Why should not a person, where they are acquitted due to an error made by a judge, not be tried again? That is not even double jeopardy; that is part of the process where there is an error made and that person is acquitted. Currently, unlike in other states, the prosecution cannot apply to have the person tried again. In fact, I have a bill on the table in relation to that. I would suggest that clause 24 is not necessarily in the interests of justice and that many victims in society will be hurt as a result of this clause.
Finally, Mr Stanhope deals with the rights of minorities. That is fine but he does not say anything at all about people generally. Why are we just dealing with minorities? Why should it not just read that anyone who belongs to an ethnic, religious or linguistic group should not be denied the right to enjoy their culture? Why does he stipulate minorities? I believe this is a real problem with this bill. I thought human rights were meant to be about everyone—protecting groups, whether they are minority groups or majority groups. This gets back to the point Bob Carr and other people who oppose this bill have made so effectively—that if you place over-emphasis on the rights of certain sections of society, invariably, in a sophisticated society like Australia and the ACT you will be taking rights away from a lot of other people. It is just commonsense—it happens like that. There are some potential problems there too.
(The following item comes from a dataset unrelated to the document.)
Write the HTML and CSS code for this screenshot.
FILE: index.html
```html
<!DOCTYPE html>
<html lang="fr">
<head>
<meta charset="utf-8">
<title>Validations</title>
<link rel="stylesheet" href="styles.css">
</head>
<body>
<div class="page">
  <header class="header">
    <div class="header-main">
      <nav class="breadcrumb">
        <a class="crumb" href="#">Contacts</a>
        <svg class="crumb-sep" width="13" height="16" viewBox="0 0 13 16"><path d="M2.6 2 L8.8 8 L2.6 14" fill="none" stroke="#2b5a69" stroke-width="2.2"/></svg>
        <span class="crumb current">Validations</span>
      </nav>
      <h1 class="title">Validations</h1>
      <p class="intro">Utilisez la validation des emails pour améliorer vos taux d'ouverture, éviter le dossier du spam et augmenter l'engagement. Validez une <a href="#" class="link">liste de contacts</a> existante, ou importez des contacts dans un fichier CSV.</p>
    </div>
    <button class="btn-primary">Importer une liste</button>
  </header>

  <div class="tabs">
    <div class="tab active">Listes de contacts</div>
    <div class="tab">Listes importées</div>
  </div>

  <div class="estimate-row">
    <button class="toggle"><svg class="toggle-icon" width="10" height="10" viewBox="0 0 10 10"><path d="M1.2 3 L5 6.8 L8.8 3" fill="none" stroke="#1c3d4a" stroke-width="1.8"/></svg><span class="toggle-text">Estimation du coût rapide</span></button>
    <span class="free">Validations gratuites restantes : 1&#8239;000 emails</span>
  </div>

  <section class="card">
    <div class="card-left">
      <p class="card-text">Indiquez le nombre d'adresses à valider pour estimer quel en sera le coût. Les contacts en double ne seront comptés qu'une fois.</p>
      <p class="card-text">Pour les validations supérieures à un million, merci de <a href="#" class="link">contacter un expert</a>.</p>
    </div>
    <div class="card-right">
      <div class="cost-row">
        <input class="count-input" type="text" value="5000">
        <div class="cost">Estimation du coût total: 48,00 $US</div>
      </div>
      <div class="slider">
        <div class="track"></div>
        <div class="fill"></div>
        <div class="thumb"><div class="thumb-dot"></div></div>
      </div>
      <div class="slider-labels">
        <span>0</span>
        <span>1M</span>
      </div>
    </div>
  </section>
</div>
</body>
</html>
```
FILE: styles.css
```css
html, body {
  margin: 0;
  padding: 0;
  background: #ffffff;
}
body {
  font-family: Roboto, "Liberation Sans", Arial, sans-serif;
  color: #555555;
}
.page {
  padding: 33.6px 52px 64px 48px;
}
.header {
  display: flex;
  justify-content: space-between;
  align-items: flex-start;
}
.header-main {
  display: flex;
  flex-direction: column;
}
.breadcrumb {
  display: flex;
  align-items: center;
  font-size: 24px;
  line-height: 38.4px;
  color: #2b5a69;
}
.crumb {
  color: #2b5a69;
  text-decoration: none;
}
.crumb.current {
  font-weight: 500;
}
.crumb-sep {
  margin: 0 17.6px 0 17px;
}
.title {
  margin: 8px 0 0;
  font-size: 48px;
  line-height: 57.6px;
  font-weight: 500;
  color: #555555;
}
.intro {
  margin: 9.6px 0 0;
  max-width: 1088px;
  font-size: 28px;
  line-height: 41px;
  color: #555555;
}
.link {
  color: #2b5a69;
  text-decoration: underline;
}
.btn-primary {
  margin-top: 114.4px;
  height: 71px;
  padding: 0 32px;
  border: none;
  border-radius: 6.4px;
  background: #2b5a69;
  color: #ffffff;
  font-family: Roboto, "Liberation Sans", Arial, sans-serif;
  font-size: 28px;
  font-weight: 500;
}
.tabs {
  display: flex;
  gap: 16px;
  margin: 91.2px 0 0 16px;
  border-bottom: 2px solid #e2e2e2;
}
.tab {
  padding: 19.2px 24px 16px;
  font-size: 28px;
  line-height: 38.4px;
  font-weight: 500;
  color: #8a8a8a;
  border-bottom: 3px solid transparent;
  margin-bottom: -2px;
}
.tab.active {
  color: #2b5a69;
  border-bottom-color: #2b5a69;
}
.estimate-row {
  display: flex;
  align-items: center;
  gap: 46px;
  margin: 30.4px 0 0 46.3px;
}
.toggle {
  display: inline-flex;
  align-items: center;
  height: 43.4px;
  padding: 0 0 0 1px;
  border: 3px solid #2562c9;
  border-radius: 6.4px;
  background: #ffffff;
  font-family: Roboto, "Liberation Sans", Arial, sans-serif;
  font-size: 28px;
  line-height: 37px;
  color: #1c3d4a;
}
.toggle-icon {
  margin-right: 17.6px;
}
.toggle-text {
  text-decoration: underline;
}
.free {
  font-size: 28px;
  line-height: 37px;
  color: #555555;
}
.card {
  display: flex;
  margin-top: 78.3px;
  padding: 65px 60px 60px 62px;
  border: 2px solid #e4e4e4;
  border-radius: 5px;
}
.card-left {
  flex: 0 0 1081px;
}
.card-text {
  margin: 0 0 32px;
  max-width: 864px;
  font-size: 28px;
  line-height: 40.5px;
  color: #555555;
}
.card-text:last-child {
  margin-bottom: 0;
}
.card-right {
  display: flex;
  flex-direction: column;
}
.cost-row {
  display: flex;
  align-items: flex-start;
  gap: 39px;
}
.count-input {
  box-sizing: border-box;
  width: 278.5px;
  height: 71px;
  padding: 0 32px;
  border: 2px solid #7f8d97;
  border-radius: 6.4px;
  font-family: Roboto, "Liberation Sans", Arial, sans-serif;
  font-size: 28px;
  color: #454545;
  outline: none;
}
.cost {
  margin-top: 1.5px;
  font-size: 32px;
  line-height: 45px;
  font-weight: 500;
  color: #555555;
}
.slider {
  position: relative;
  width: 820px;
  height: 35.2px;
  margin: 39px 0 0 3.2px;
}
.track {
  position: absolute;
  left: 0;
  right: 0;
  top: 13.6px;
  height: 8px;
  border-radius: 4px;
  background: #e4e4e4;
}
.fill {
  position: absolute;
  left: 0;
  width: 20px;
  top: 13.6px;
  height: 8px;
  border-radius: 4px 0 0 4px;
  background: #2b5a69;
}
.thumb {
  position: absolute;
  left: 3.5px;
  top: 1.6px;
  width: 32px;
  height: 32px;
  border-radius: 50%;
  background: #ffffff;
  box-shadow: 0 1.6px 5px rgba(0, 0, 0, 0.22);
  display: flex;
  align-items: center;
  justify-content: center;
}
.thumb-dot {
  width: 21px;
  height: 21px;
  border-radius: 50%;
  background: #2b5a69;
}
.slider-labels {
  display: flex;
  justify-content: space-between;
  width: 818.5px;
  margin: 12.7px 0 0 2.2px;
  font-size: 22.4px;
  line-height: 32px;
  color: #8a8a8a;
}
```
Clauses 13 to 27 agreed to.
Suspension of standing order 76
Motion (by Mr Wood) agreed to, with the concurrence of an absolute majority.
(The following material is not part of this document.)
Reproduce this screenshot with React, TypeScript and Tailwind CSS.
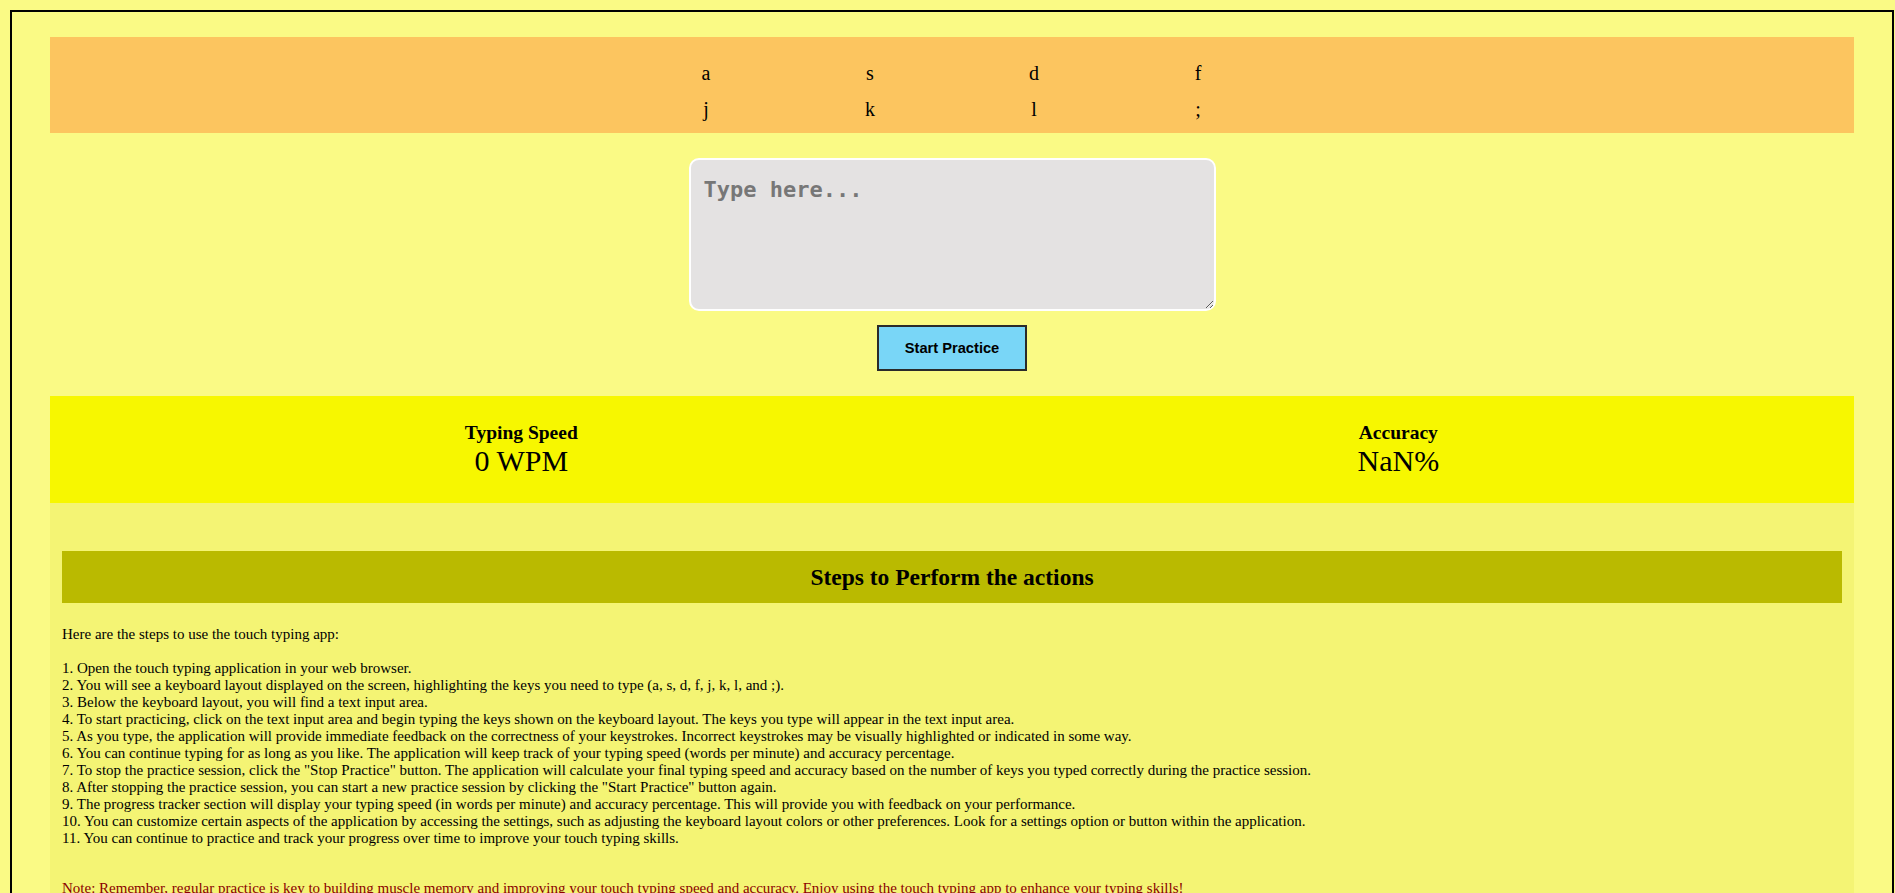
import { useState } from 'react'

const rowOne = ['a', 's', 'd', 'f']
const rowTwo = ['j', 'k', 'l', ';']

const steps = [
  '1. Open the touch typing application in your web browser.',
  '2. You will see a keyboard layout displayed on the screen, highlighting the keys you need to type (a, s, d, f, j, k, l, and ;).',
  '3. Below the keyboard layout, you will find a text input area.',
  '4. To start practicing, click on the text input area and begin typing the keys shown on the keyboard layout. The keys you type will appear in the text input area.',
  '5. As you type, the application will provide immediate feedback on the correctness of your keystrokes. Incorrect keystrokes may be visually highlighted or indicated in some way.',
  '6. You can continue typing for as long as you like. The application will keep track of your typing speed (words per minute) and accuracy percentage.',
  '7. To stop the practice session, click the "Stop Practice" button. The application will calculate your final typing speed and accuracy based on the number of keys you typed correctly during the practice session.',
  '8. After stopping the practice session, you can start a new practice session by clicking the "Start Practice" button again.',
  '9. The progress tracker section will display your typing speed (in words per minute) and accuracy percentage. This will provide you with feedback on your performance.',
  '10. You can customize certain aspects of the application by accessing the settings, such as adjusting the keyboard layout colors or other preferences. Look for a settings option or button within the application.',
  '11. You can continue to practice and track your progress over time to improve your touch typing skills.',
]

function KeyRow({ keys }: { keys: string[] }) {
  return (
    <div className="flex justify-center text-[20px] leading-[36px]">
      {keys.map((k) => (
        <div key={k} className="w-[164px] text-center">
          {k}
        </div>
      ))}
    </div>
  )
}

export default function App() {
  const [text, setText] = useState('')

  return (
    <div className="min-h-screen bg-[#fafa85] pt-[10px] text-black [font-family:'Liberation_Serif',serif]">
      <div className="ml-[10px] w-[1884px] border-2 border-black px-[38px] pt-[25px]">
        {/* keyboard */}
        <div className="bg-[#fcc55f] pt-[18px] pb-[6px]">
          <KeyRow keys={rowOne} />
          <KeyRow keys={rowTwo} />
        </div>

        {/* typing area */}
        <div className="flex flex-col items-center pt-[25px] pb-[25px]">
          <textarea
            value={text}
            onChange={(e) => setText(e.target.value)}
            placeholder="Type here..."
            className="h-[153px] w-[527px] rounded-[10px] border-2 border-white bg-[#e4e2e2] pt-[17px] pl-[13px] pr-[13px] text-[22px] leading-[26px] font-bold outline-none placeholder:text-[#777777] [font-family:'DejaVu_Sans_Mono',monospace]"
          />
          <button className="mt-[14px] h-[46px] w-[150px] border-2 border-[#2a2a2a] bg-[#79d6f7] text-[14.67px] font-bold [font-family:'Liberation_Sans',Arial,sans-serif]">
            Start Practice
          </button>
        </div>

        {/* progress */}
        <div className="flex justify-around bg-[#f7f700] px-[25px] pt-[26px] pb-[26px] text-center">
          <div>
            <div className="text-[19.5px] leading-[21.6px] font-bold">Typing Speed</div>
            <div className="text-[30px] leading-[33.2px]">0 WPM</div>
          </div>
          <div>
            <div className="text-[19.5px] leading-[21.6px] font-bold">Accuracy</div>
            <div className="text-[30px] leading-[33.2px]">NaN%</div>
          </div>
        </div>

        {/* instructions */}
        <div className="bg-[#f4f474] px-[12px] pt-[48px] pb-[40px]">
          <h2 className="bg-[#baba00] py-[13px] text-center text-[23.5px] leading-[26px] font-bold">
            Steps to Perform the actions
          </h2>
          <div className="mt-[23.5px] text-[15px] leading-[17px]">
            <div>Here are the steps to use the touch typing app:</div>
            <div className="h-[17px]" />
            {steps.map((s) => (
              <div key={s}>{s}</div>
            ))}
          </div>
          <p className="mt-[33px] text-[15px] leading-[17px] text-[#8b0000]">
            Note: Remember, regular practice is key to building muscle memory and improving your touch typing speed and accuracy. Enjoy using the touch typing app to enhance your typing skills!
          </p>
        </div>
      </div>
    </div>
  )
}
That standing order 76 be suspended for the remainder of the sitting.
Clauses 28 and 29, by leave, taken together.
MR STEFANIAK (10.45): The Chief Minister earlier made mention of clause 28. My colleague, Mr Smyth—I am not going to repeat what he said—made eloquent comments just before the dinner adjournment, in relation to the separation of powers and the comments made by many learned justices over the years in relation to that issue. At pages 5, 6, 8, 9 and 10 of the scrutiny report, much is said in relation to clause 28. In clause 28 there are significant problems which jump out at you. It says:
Human rights may be subject only to reasonable limits set by Territory laws that can be demonstrably justified in a free and democratic society.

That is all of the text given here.